A 2.5-5MHz 87% Peak Efficiency 48V-to-1V Integrated Hybrid DC-DC Converter Adopting Ladder SC Network with Capacitor-Assisted Dual-Inductor Filtering

Abstract

With the rapid developments in big data analytics, non-isolated 48V-to-1V converters offer a competitive choice to support the increased power consumptions in CPUs and memories. For realizing a small output-to-input conversion ratio (CR), the conventional buck (CB) converters suffer from extremely short switch on-time that limits high-frequency operation and incurs high power losses. Although the switched-capacitor (SC) converters with lower voltage rating devices can scale down the high input voltage, $\mathsf{V}_{\mathsf{lN}}$, high efficiency can only be achieved under fixed conversion ratios.
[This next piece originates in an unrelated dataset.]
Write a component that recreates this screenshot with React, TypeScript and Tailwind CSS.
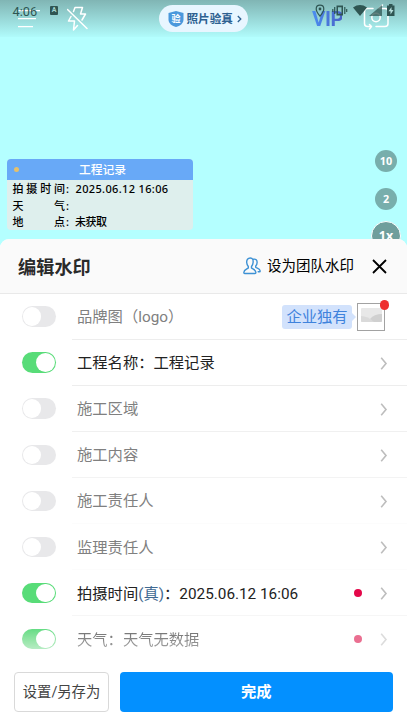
import clsx from 'clsx'

const ROWS = [
  { id: 'name', label: '工程名称：工程记录', on: true, line: 'border-[#ededed]' },
  { id: 'area', label: '施工区域', on: false, line: 'border-[#f0f0f0]' },
  { id: 'content', label: '施工内容', on: false, line: 'border-[#f3f3f3]' },
  { id: 'owner', label: '施工责任人', on: false, line: 'border-[#fcfcfc]' },
  { id: 'supervisor', label: '监理责任人', on: false, line: 'border-[#fcfcfc]' },
  { id: 'time', label: '拍摄时间', verified: '(真)', value: '：2025.06.12 16:06', on: true, dot: true, line: 'border-[#f6f6f6]' },
  { id: 'weather', label: '天气：天气无数据', on: true, muted: true, dot: true, line: 'border-transparent' },
]

const WATERMARK = [
  { label: '拍摄时间', value: '2025.06.12 16:06' },
  { label: '天气', value: '' },
  { label: '地点', value: '未获取' },
]

function StatusBar() {
  return (
    <div className="absolute inset-x-0 top-0 h-6 text-[#2f5552]">
      <span className="absolute left-[12.5px] top-[3px] text-[12.8px] leading-[18px]">4:06</span>
      <span className="absolute left-[50px] top-[6px] flex h-[9px] w-[8px] items-center justify-center rounded-[1px] bg-[#2f5552] text-[7px] font-bold leading-none text-[#a5d6d3]">
        A
      </span>
      <svg className="absolute left-[312px] top-0" width="90" height="22" viewBox="312 0 90 22" fill="currentColor">
        <path d="M320 5.2c-2.2 0-3.8 1.6-3.8 3.8 0 2.7 3.8 7.2 3.8 7.2s3.8-4.5 3.8-7.2c0-2.2-1.6-3.8-3.8-3.8z" fill="none" stroke="currentColor" strokeWidth="1.2" />
        <circle cx="320" cy="9" r="1.4" />
        <path d="M336.500 5.500h6.500v10h-6.500zM338 7.200v6.600h3.500V7.200z" fillRule="evenodd" />
        <path d="M334.700 7v7M332.800 9v3M344.800 7v7M346.700 9v3" stroke="currentColor" strokeWidth="1.2" />
        <path d="M353 7.400q7-4.800 14 0L360 16z" />
        <path d="M382 5v11h-13z" opacity=".75" />
        <path d="M387 5.500h2V4h3.500v1.500h2V16H387z" />
        <path d="M391.500 7l-3 4.200h2V14.500l3-4.500h-2z" fill="#b7dfdc" />
      </svg>
    </div>
  )
}

function CameraToolbar() {
  return (
    <div className="flex h-[37px] items-center pl-[17px]">
      <svg width="23" height="20" viewBox="0 0 23 20" fill="none" stroke="white" strokeWidth="1.3">
        <path d="M1 1.700h22M1 9.700h18M1 17.700h15" />
      </svg>
      <svg className="ml-[27px]" width="22" height="28" viewBox="67 4 22 28" fill="none" stroke="white" strokeWidth="1.5" strokeLinejoin="round" strokeLinecap="round">
        <path d="M73.500 10.500l1.500-4h7.500l-2 6.500h5l-3.500 6M71 15.500l-2.500 4.500h6l-1 9 4-4.500" />
        <path d="M67.500 8.500l19.500 19" />
      </svg>
      <div className="ml-[70px] flex h-[27px] w-[89px] shrink-0 items-center rounded-full bg-[#e8f6ff] pl-[9px] text-[#2d6191]">
        <span className="relative flex h-4 w-4 items-center justify-center">
          <svg className="absolute inset-0" width="16" height="16" viewBox="0 0 16 16" fill="#4a98dc">
            <path d="M8 0l7.500 2v6.500C15.500 12.500 12 15 8 16 4 15 .500 12.500.500 8.500V2z" />
          </svg>
          <span className="relative top-px text-[9px] font-bold leading-none text-white">验</span>
        </span>
        <span className="ml-[2.5px] whitespace-nowrap text-[11.6px] font-bold leading-4">照片验真</span>
        <svg className="ml-[4px]" width="5" height="8" viewBox="0 0 5 8" fill="none" stroke="currentColor" strokeWidth="1.3">
          <path d="M.8 1l3 3-3 3" />
        </svg>
      </div>
      <span className="ml-[64px] w-[30px] bg-gradient-to-r from-[#4a8ef0] to-[#4862c8] bg-clip-text text-[20.5px] font-bold leading-[22px] tracking-[-0.5px] text-transparent">
        VIP
      </span>
      <svg className="mb-[3px] ml-[20px] shrink-0" width="28" height="26" viewBox="362 5 28 26" fill="none" stroke="white" strokeWidth="1.5" strokeLinecap="round" strokeLinejoin="round">
        <path d="M373 9.500h-5.500q-3 0-3 3v12q0 3 3 3h2.500M369.500 25.500l2 2-2 2.500M376 27.500h9q3 0 3-3V12.500q0-3-3-3H379.500M382.500 6l-3.500 3.500" />
        <circle cx="376" cy="18.500" r="4.200" />
      </svg>
    </div>
  )
}

function WatermarkCard() {
  return (
    <div className="absolute left-[7px] top-[158.5px] h-[71.5px] w-[186px] overflow-hidden rounded-[4px] bg-[#deefed] font-['Noto_Sans','Noto_Sans_CJK_SC',sans-serif]">
      <div className="relative flex h-[21.5px] items-center justify-center bg-[#68a9f7] pl-[5px] pt-[2px] text-[11.8px] font-medium text-white">
        <span className="absolute left-[6.5px] top-[8px] h-[5.5px] w-[5.5px] rounded-full bg-[#e5c06c]" />
        工程记录
      </div>
      <div className="pl-[5.5px] pt-px text-[11px] font-medium text-black">
        {WATERMARK.map((line) => (
          <div key={line.label} className="flex h-[16.7px] items-center whitespace-nowrap">
            <span className="flex w-[52.5px] justify-between">
              {line.label.split('').map((ch) => (
                <span key={ch}>{ch}</span>
              ))}
            </span>
            <span className="w-[10.5px] pl-px">:</span>
            <span className={clsx(line.value.startsWith('2') ? 'tracking-[0.35px]' : '-ml-[0.5px] tracking-[-0.5px]')}>{line.value}</span>
          </div>
        ))}
      </div>
    </div>
  )
}

function Toggle({ on, faded }: { on: boolean; faded?: boolean }) {
  return (
    <span
      className={clsx(
        'flex h-[20.5px] w-[34px] shrink-0 items-center rounded-full px-px',
        on ? 'justify-end bg-[#58dc78]' : 'justify-start bg-[#e8e8ea]',
        faded && 'bg-gradient-to-b from-[#64dc84] to-[#b6ecc3]',
      )}
    >
      <span className="h-[18.5px] w-[18.5px] rounded-full bg-white" />
    </span>
  )
}

function Chevron({ faded }: { faded?: boolean }) {
  return (
    <svg className={clsx('mt-[2px]', faded ? 'text-[#dcdcdc]' : 'text-[#bdbdbd]')} width="8" height="13" viewBox="0 0 8 13" fill="none" stroke="currentColor" strokeWidth="1.6">
      <path d="M1.200.800l4.800 5.700-4.800 5.700" />
    </svg>
  )
}

function SheetHeader() {
  return (
    <div className="flex h-[54.5px] shrink-0 items-center border-b border-[#e9e9e9] bg-[#fafafa] pl-[18px] pr-5">
      <h2 className="pt-[3px] text-[18.2px] font-bold text-[#2a2a2a]">编辑水印</h2>
      <div className="ml-auto flex items-center pt-px">
        <svg width="18" height="18" viewBox="0 0 18 18" fill="none" stroke="#3d91d4" strokeWidth="1.4" strokeLinejoin="round" strokeLinecap="round">
          <path d="M7.300 1C4.800 1 3.500 2.800 3.700 5.500c.1 2 .8 3 1.600 4v1.500C4 12.200 1 12.500.8 15.500c0 .7.3 1 .9 1H12c.6 0 .9-.3.9-1-.2-3-3.200-3.300-4.400-4.500V9.500c.8-1 1.500-2 1.600-4C10.300 2.800 9.800 1 7.300 1z" />
          <path d="M10.500 2.200c2.300-.4 3.700.9 3.600 3.300 0 1.700-.6 2.700-1.400 3.500v1.200c1.300 1.200 4.200 1.300 4.500 3.800 0 .6-.2.8-.7.8h-1.300" />
        </svg>
        <span className="ml-[6.5px] pt-[2px] text-[14.5px] text-black">设为团队水印</span>
        <svg className="ml-[18px]" width="15" height="15" viewBox="0 0 15 15" stroke="black" strokeWidth="1.8">
          <path d="M1 1l13 13M14 1L1 14" />
        </svg>
      </div>
    </div>
  )
}

function LogoRow() {
  return (
    <div className="flex h-[46.1px] shrink-0 items-center pl-[21.5px]">
      <Toggle on={false} />
      <div className="ml-[16px] flex h-full flex-1 items-center border-b border-[#ededed] pl-[5.5px] pr-[22px]">
        <span className="pt-[3px] text-[15.3px] text-[#808080]">品牌图（logo）</span>
        <span className="relative ml-auto mt-px flex h-[24px] w-[70px] items-center justify-center rounded-[3px] bg-[#d2e2fc] pt-[2px] text-[15.3px] text-[#3f83dc]">
          企业独有
          <span className="absolute -right-[4px] top-[8px] border-y-4 border-l-4 border-y-transparent border-l-[#d2e2fc]" />
        </span>
        <span className="relative ml-[5px] mt-[2px] flex h-[27.5px] w-[28px] items-center justify-center border border-[#a2a2a2]">
          <svg className="mb-[5px]" width="21" height="14" viewBox="0 0 21 14">
            <rect width="21" height="14" rx="1" fill="#e8e8e8" />
            <path d="M9 11q4-5 12-5v7q0 1-1 1H10z" fill="#d0d0d0" />
            <path d="M0 8q7 0 13 6H1q-1 0-1-1z" fill="#dadada" />
          </svg>
          <span className="absolute -right-[5px] -top-[4px] h-[9.5px] w-[9.5px] rounded-full bg-[#ee3030]" />
        </span>
      </div>
    </div>
  )
}

export default function App() {
  return (
    <div className="relative flex h-[723px] w-[407px] flex-col overflow-hidden bg-[#b4ffff] font-['Roboto','Noto_Sans_CJK_SC',sans-serif]">
      <div className="relative h-[239px] shrink-0">
        <div className="h-[37px] bg-gradient-to-b from-[#80b5b4] to-[#b0fbfb]">
          <CameraToolbar />
        </div>
        <StatusBar />
        <WatermarkCard />
        <div className="absolute left-[371px] top-[150px] flex w-[30px] flex-col items-center font-['Open_Sans',sans-serif] font-bold text-white">
          <span className="flex h-[22px] w-[22px] items-center justify-center rounded-full bg-[#78aeac] pt-px text-[10.8px]">10</span>
          <span className="mt-4 flex h-[22px] w-[22px] items-center justify-center rounded-full bg-[#78aeac] pt-px text-[10.8px]">2</span>
          <span className="mt-[11px] flex h-[30px] w-[30px] items-center justify-center rounded-full border-[1.5px] border-white bg-[#6f9e9c] text-[12.5px]">1x</span>
        </div>
      </div>

      <div className="relative z-10 flex flex-1 flex-col overflow-hidden rounded-t-[9px] bg-white">
        <SheetHeader />
        <LogoRow />
        {ROWS.map((row) => (
          <div key={row.id} className="flex h-[46.1px] shrink-0 items-center pl-[21.5px]">
            <Toggle on={row.on} faded={row.muted} />
            <div className={clsx('ml-[16px] flex h-full flex-1 items-center border-b pl-[5.5px] pr-[19.5px]', row.line)}>
              <span
                className={clsx(
                  'whitespace-nowrap pt-[3px] text-[15.3px]',
                  row.muted
                    ? 'bg-gradient-to-b from-[#666] to-[#aaa] bg-clip-text text-transparent'
                    : row.on
                      ? 'text-[#222]'
                      : 'text-[#808080]',
                )}
              >
                {row.label}
                {row.verified && <span className="text-[#3f6a92]">{row.verified}</span>}
                {row.value}
              </span>
              <span className="ml-auto flex items-center gap-[18px]">
                {row.dot && (
                  <span className={clsx('mt-px h-[8px] w-[8px] rounded-full', row.muted ? 'bg-[#ea6f91]' : 'bg-[#e4084a]')} />
                )}
                <Chevron faded={row.muted} />
              </span>
            </div>
          </div>
        ))}

        <div className="mt-auto flex h-[51px] shrink-0 gap-[11px] pb-[11px] pl-[14px] pr-[14.5px]">
          <button className="h-10 w-[95px] rounded-[4px] border border-[#d9d9d9] bg-white pt-[2px] text-[14.3px] text-[#444]">
            设置/另存为
          </button>
          <button className="h-10 flex-1 rounded-[4px] bg-[#0390ff] pt-px text-[15.3px] font-bold text-white">完成</button>
        </div>
      </div>
    </div>
  )
}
Hybrid converters are thus emerged recently to combine the advantages of CB and SC converters. Converter topologies such as flying-capacitor multi-level (FCML) [1] and hybrid Dickson (HD) [2] adopt an external output LC filter after the SC network to realize continuous conversion range. However, since flying capacitor in [1] and [2] requires proper voltage balancing in the steady state, the switching frequency, $\mathsf{f}_{\mathsf{SW}}$, can be significantly slowed down when the converter needs to balance an increased number of the flying capacitor under small CR condition. Both double step-down (DSD) [3] and tri-state DSD [4] topologies can double $\mathsf{f}_{\mathsf{SW}}$ by using two inductors, but their CR is only $\mathsf{D}/2$ that limits their capability to support 48V-to-1V conversions. Although the 12-level series-capacitor converter [5] topology significantly decreases the CR, it requires 11 flying capacitors and a $\mathsf{GaN}$ FET as external components. The converter also has 24 on-chip power transistors to support 12-phase operation, resulting in a large chip area.